If you want to, you can reach middle-aged women in New Hampshire who like country music and drive Ford minivans, because your research has revealed that they’re the exact subset of customers most likely to sign up for your particular self-esteem course. You can also direct advertising to 22-year-old sneakerheads in Minnesota who adopted shelter dogs, because you have reason to believe these are the people who most likely to buy your Gen Z-friendly hair product.

I suspect there are people out there who know exactly what you are thinking about just at that moment when you’re making yourself orgasm, even though you’ve never revealed that to anyone, because they know you better than your own spouse does. Your spouse has not analyzed all your Google searches and your Amazon purchase history and used magic algorithms to ferret out things you barely even know about yourself.

People with full-time jobs are selling essential oils and leggings and cleaning products and makeup and diet aids and nutritional supplements and Google only knows what else on the side. They need to, because a full-time job doesn’t cover the cost of Netflix and Prime and an iPhone and having meal kits and outfits delivered to your door. We all have a side hustle and we’re all trying to learn how to make more money at it, and we will spend money to learn how to make more money at it.

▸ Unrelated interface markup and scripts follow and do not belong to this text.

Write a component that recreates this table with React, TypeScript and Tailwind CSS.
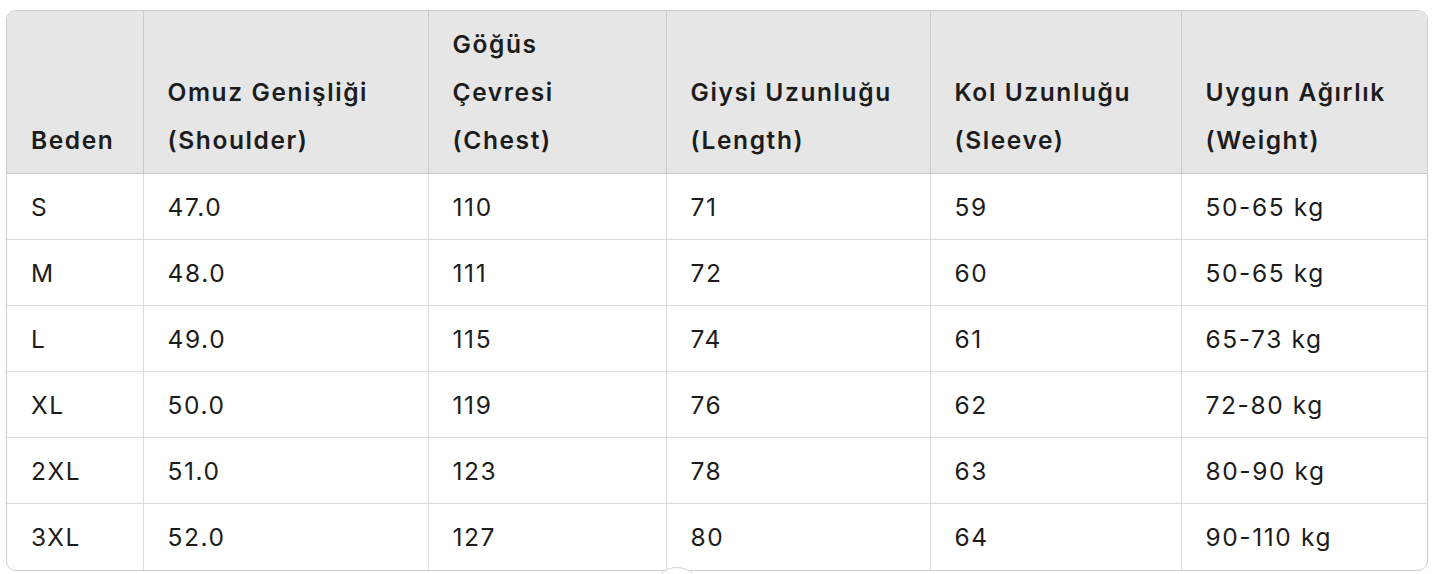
import React from "react";

const headers = [
  ["Beden"],
  ["Omuz Genişliği", "(Shoulder)"],
  ["Göğüs", "Çevresi", "(Chest)"],
  ["Giysi Uzunluğu", "(Length)"],
  ["Kol Uzunluğu", "(Sleeve)"],
  ["Uygun Ağırlık", "(Weight)"],
];

const rows = [
  ["S", "47.0", "110", "71", "59", "50-65 kg"],
  ["M", "48.0", "111", "72", "60", "50-65 kg"],
  ["L", "49.0", "115", "74", "61", "65-73 kg"],
  ["XL", "50.0", "119", "76", "62", "72-80 kg"],
  ["2XL", "51.0", "123", "78", "63", "80-90 kg"],
  ["3XL", "52.0", "127", "80", "64", "90-110 kg"],
];

const widths = ["w-[136px]", "w-[285px]", "w-[238px]", "w-[264px]", "w-[251px]", "w-[246px]"];

export default function App() {
  return (
    <div
      className="relative w-[1440px] h-[574px] bg-white overflow-hidden text-[#1c1c1c]"
      style={{ fontFamily: "Inter, 'Noto Sans', sans-serif" }}
    >
      <div className="ml-[6px] mt-[10px] w-[1422px] border border-[#cdcdcd] rounded-[10px] overflow-hidden">
        <table className="w-full border-collapse table-fixed text-[24.5px] tracking-[1.6px] leading-[48px]">
          <thead>
            <tr className="bg-[#e6e6e6]">
              {headers.map((h, i) => (
                <th
                  key={i}
                  className={`${widths[i]} align-bottom text-left font-semibold pl-[24px] pr-1 pt-[9px] pb-[9px] border-b border-[#c9c9c9] ${
                    i < 5 ? "border-r" : ""
                  }`}
                >
                  {h.map((l, j) => (
                    <div key={j} className="whitespace-nowrap">{l}</div>
                  ))}
                </th>
              ))}
            </tr>
          </thead>
          <tbody>
            {rows.map((r, ri) => (
              <tr key={ri}>
                {r.map((c, ci) => (
                  <td
                    key={ci}
                    className={`pl-[24px] pr-1 h-[66px] py-0 align-middle whitespace-nowrap border-[#dcdcdc] ${
                      ci < 5 ? "border-r" : ""
                    } ${ri < 5 ? "border-b" : ""}`}
                  >
                    {c}
                  </td>
                ))}
              </tr>
            ))}
          </tbody>
        </table>
      </div>
      <div className="absolute left-[654px] top-[567px] w-[46px] h-[46px] rounded-full bg-white border border-[#d6d6d6]" />
    </div>
  );
}
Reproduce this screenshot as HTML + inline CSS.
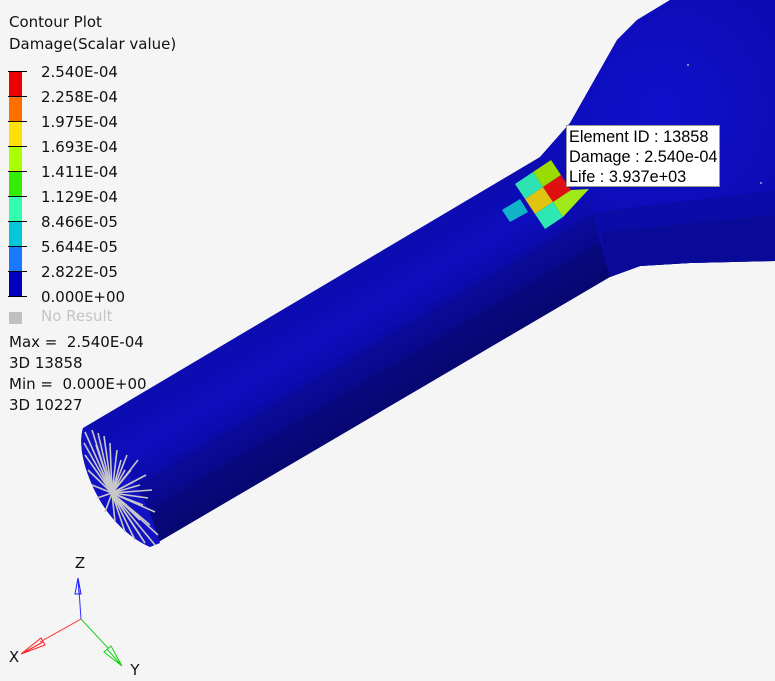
<!DOCTYPE html>
<html><head><meta charset="utf-8"><style>
html,body{margin:0;padding:0;background:#f5f5f5;}
body{width:775px;height:681px;position:relative;overflow:hidden;font-family:"DejaVu Sans",sans-serif;}
.t{position:absolute;font-size:15px;color:#111;white-space:nowrap;line-height:17px;}
.tip{position:absolute;left:566px;top:125px;width:154px;height:62px;background:#fff;border:1px solid #999;font-family:"Liberation Sans",Arial,sans-serif;font-size:16.3px;line-height:20px;color:#000;box-sizing:border-box;padding:1px 0 0 2px;}
</style></head><body>
<svg width="775" height="681" style="position:absolute;left:0;top:0">
<defs>
<linearGradient id="sh" gradientUnits="userSpaceOnUse" x1="300" y1="299" x2="370" y2="417">
<stop offset="0" stop-color="#0c0cb0"/><stop offset="0.35" stop-color="#0d0dbe"/>
<stop offset="0.55" stop-color="#0b0baa"/><stop offset="0.56" stop-color="#0a0a9c"/>
<stop offset="0.75" stop-color="#09098c"/><stop offset="0.76" stop-color="#080880"/>
<stop offset="1" stop-color="#070772"/></linearGradient>
<radialGradient id="fl" cx="660" cy="110" r="160" gradientUnits="userSpaceOnUse">
<stop offset="0" stop-color="#1010cc"/><stop offset="1" stop-color="#0b0bb2"/></radialGradient>
</defs>
<path d="M83,428 L540,157 L570,123 L617,40 L637,20 L670,0 L775,0 L775,261 L690,263 L640,266 L610,277 L150,547 C130,538 110,520 97,495 C84,470 78,445 83,428 Z" fill="url(#sh)"/>
<path d="M540,157 L570,123 L617,40 L637,20 L670,0 L775,0 L775,261 L690,263 L640,266 L610,277 L600,240 L590,200 Z" fill="url(#fl)"/>
<path d="M600,232 L775,215 L775,261 L690,263 L640,266 L610,277 Z" fill="#0a0a98"/>
<path d="M595,212 L775,190 L775,215 L600,232 Z" fill="#0b0ba8"/>
<path d="M83,428 C78,445 84,470 97,495 C110,520 130,538 150,547 L160,543 C150,510 135,470 90,430 Z" fill="#1212c4"/>
<g stroke="#c8c8c8" stroke-width="1.6">
<line x1="112" y1="493" x2="85" y2="432"/><line x1="112" y1="493" x2="92" y2="430"/>
<line x1="112" y1="493" x2="98" y2="433"/><line x1="112" y1="493" x2="104" y2="436"/>
<line x1="112" y1="493" x2="110" y2="443"/><line x1="112" y1="493" x2="117" y2="450"/>
<line x1="112" y1="493" x2="121" y2="460"/><line x1="112" y1="493" x2="127" y2="455"/>
<line x1="112" y1="493" x2="131" y2="470"/><line x1="112" y1="493" x2="133" y2="482"/>
<line x1="112" y1="493" x2="140" y2="485"/><line x1="112" y1="493" x2="148" y2="498"/>
<line x1="112" y1="493" x2="143" y2="505"/><line x1="112" y1="493" x2="155" y2="512"/>
<line x1="112" y1="493" x2="150" y2="525"/><line x1="112" y1="493" x2="158" y2="535"/>
<line x1="112" y1="493" x2="155" y2="545"/><line x1="112" y1="493" x2="145" y2="543"/>
<line x1="112" y1="493" x2="135" y2="540"/><line x1="112" y1="493" x2="125" y2="532"/>
<line x1="112" y1="493" x2="115" y2="522"/><line x1="112" y1="493" x2="105" y2="512"/>
<line x1="112" y1="493" x2="97" y2="498"/><line x1="112" y1="493" x2="92" y2="485"/>
<line x1="112" y1="493" x2="88" y2="470"/><line x1="112" y1="493" x2="85" y2="455"/>
<line x1="112" y1="493" x2="84" y2="443"/><line x1="112" y1="493" x2="96" y2="445"/>
<line x1="112" y1="493" x2="140" y2="520"/><line x1="112" y1="493" x2="125" y2="470"/>
<line x1="112" y1="493" x2="138" y2="460"/><line x1="112" y1="493" x2="146" y2="475"/>
<line x1="112" y1="493" x2="152" y2="490"/><line x1="112" y1="493" x2="140" y2="535"/>
</g>
<g>
<polygon points="515,184 533,172 543,187 525,199" fill="#2ee3b2"/>
<polygon points="533,172 551,160 561,175 543,187" fill="#98dc00"/>
<polygon points="525,199 543,187 553,202 535,214" fill="#e0c410"/>
<polygon points="543,187 561,175 571,190 553,202" fill="#e01010"/>
<polygon points="502,210 520,199 528,212 510,222" fill="#10b4c8"/>
<polygon points="535,214 553,202 563,217 545,229" fill="#2ee8b4"/>
<polygon points="553,202 571,190 589,189 563,217" fill="#a0e818"/>
</g>
<circle cx="688" cy="65" r="1" fill="#aab"/><circle cx="761" cy="183" r="1" fill="#aab"/>
<g fill="none" stroke-width="1">
<line x1="81" y1="619" x2="79" y2="590" stroke="#3030ff"/>
<path d="M78,578 L75,594 L81,594 Z M78,578 L79,594" stroke="#2020ff"/>
<line x1="81" y1="619" x2="40" y2="642" stroke="#ff3030"/>
<path d="M21,654 L41,638 L45,645 Z M21,654 L43,642" stroke="#ff2020"/>
<line x1="81" y1="619" x2="108" y2="648" stroke="#20d020"/>
<path d="M122,666 L104,652 L111,646 Z M122,666 L107,649" stroke="#10d010"/>
</g>
<text x="80" y="568" font-family="DejaVu Sans" font-size="15" text-anchor="middle" fill="#111">Z</text>
<text x="14" y="662" font-family="DejaVu Sans" font-size="15" text-anchor="middle" fill="#111">X</text>
<text x="135" y="675" font-family="DejaVu Sans" font-size="15" text-anchor="middle" fill="#111">Y</text>
<g>
<rect x="9" y="71" width="13" height="25" fill="#ee0000"/>
<rect x="9" y="96" width="13" height="25" fill="#ff6e00"/>
<rect x="9" y="121" width="13" height="25" fill="#ffe000"/>
<rect x="9" y="146" width="13" height="25" fill="#aaff00"/>
<rect x="9" y="171" width="13" height="25" fill="#33ee00"/>
<rect x="9" y="196" width="13" height="25" fill="#30ffb0"/>
<rect x="9" y="221" width="13" height="25" fill="#00c8d8"/>
<rect x="9" y="246" width="13" height="25" fill="#1a7aff"/>
<rect x="9" y="271" width="13" height="25" fill="#0000c0"/>
<rect x="9" y="312" width="13" height="12" fill="#c0c0c0"/>
</g>
<g stroke="#000" stroke-width="1">
<line x1="8" y1="71.5" x2="27" y2="71.5"/><line x1="8" y1="96.5" x2="27" y2="96.5"/>
<line x1="8" y1="121.5" x2="27" y2="121.5"/><line x1="8" y1="146.5" x2="27" y2="146.5"/>
<line x1="8" y1="171.5" x2="27" y2="171.5"/><line x1="8" y1="196.5" x2="27" y2="196.5"/>
<line x1="8" y1="221.5" x2="27" y2="221.5"/><line x1="8" y1="246.5" x2="27" y2="246.5"/>
<line x1="8" y1="271.5" x2="27" y2="271.5"/><line x1="8" y1="296.5" x2="27" y2="296.5"/>
</g>
</svg>
<div class="t" style="left:9px;top:14px">Contour Plot</div>
<div class="t" style="left:9px;top:36px">Damage(Scalar value)</div>
<div class="t" style="left:41px;top:64px">2.540E-04</div>
<div class="t" style="left:41px;top:89px">2.258E-04</div>
<div class="t" style="left:41px;top:114px">1.975E-04</div>
<div class="t" style="left:41px;top:139px">1.693E-04</div>
<div class="t" style="left:41px;top:164px">1.411E-04</div>
<div class="t" style="left:41px;top:189px">1.129E-04</div>
<div class="t" style="left:41px;top:214px">8.466E-05</div>
<div class="t" style="left:41px;top:239px">5.644E-05</div>
<div class="t" style="left:41px;top:264px">2.822E-05</div>
<div class="t" style="left:41px;top:289px">0.000E+00</div>
<div class="t" style="left:41px;top:308px;color:#c4c4c4">No Result</div>
<div class="t" style="left:9px;top:334px">Max =&nbsp; 2.540E-04</div>
<div class="t" style="left:9px;top:355px">3D 13858</div>
<div class="t" style="left:9px;top:376px">Min =&nbsp; 0.000E+00</div>
<div class="t" style="left:9px;top:397px">3D 10227</div>
<div class="tip">Element ID : 13858<br>Damage : 2.540e-04<br>Life : 3.937e+03</div>
</body></html>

Sometimes, I think the most radical thing any of us could do is stop buying anything. Grow our own food. Buy used things from thrift shops. Listen to old vinyl records. Just stop feeding the beast.

But I need to make money. And that means, in some way, selling things. I sell books and articles. It is how the world is. I have to eat, and I have to live somewhere. I have to feed the beast if I want to feed myself.

Please like and share my stuff. I need to make a purchase. I found a new pill advertised online that sounds perfect for me. It will make me thinner and richer and happier, with perkier breasts and shinier hair. It’s made from the fatty tissues of a rare species of Indonesian reptile. It’s been used by the natives there for generations. It’s going to change my life. I have faith.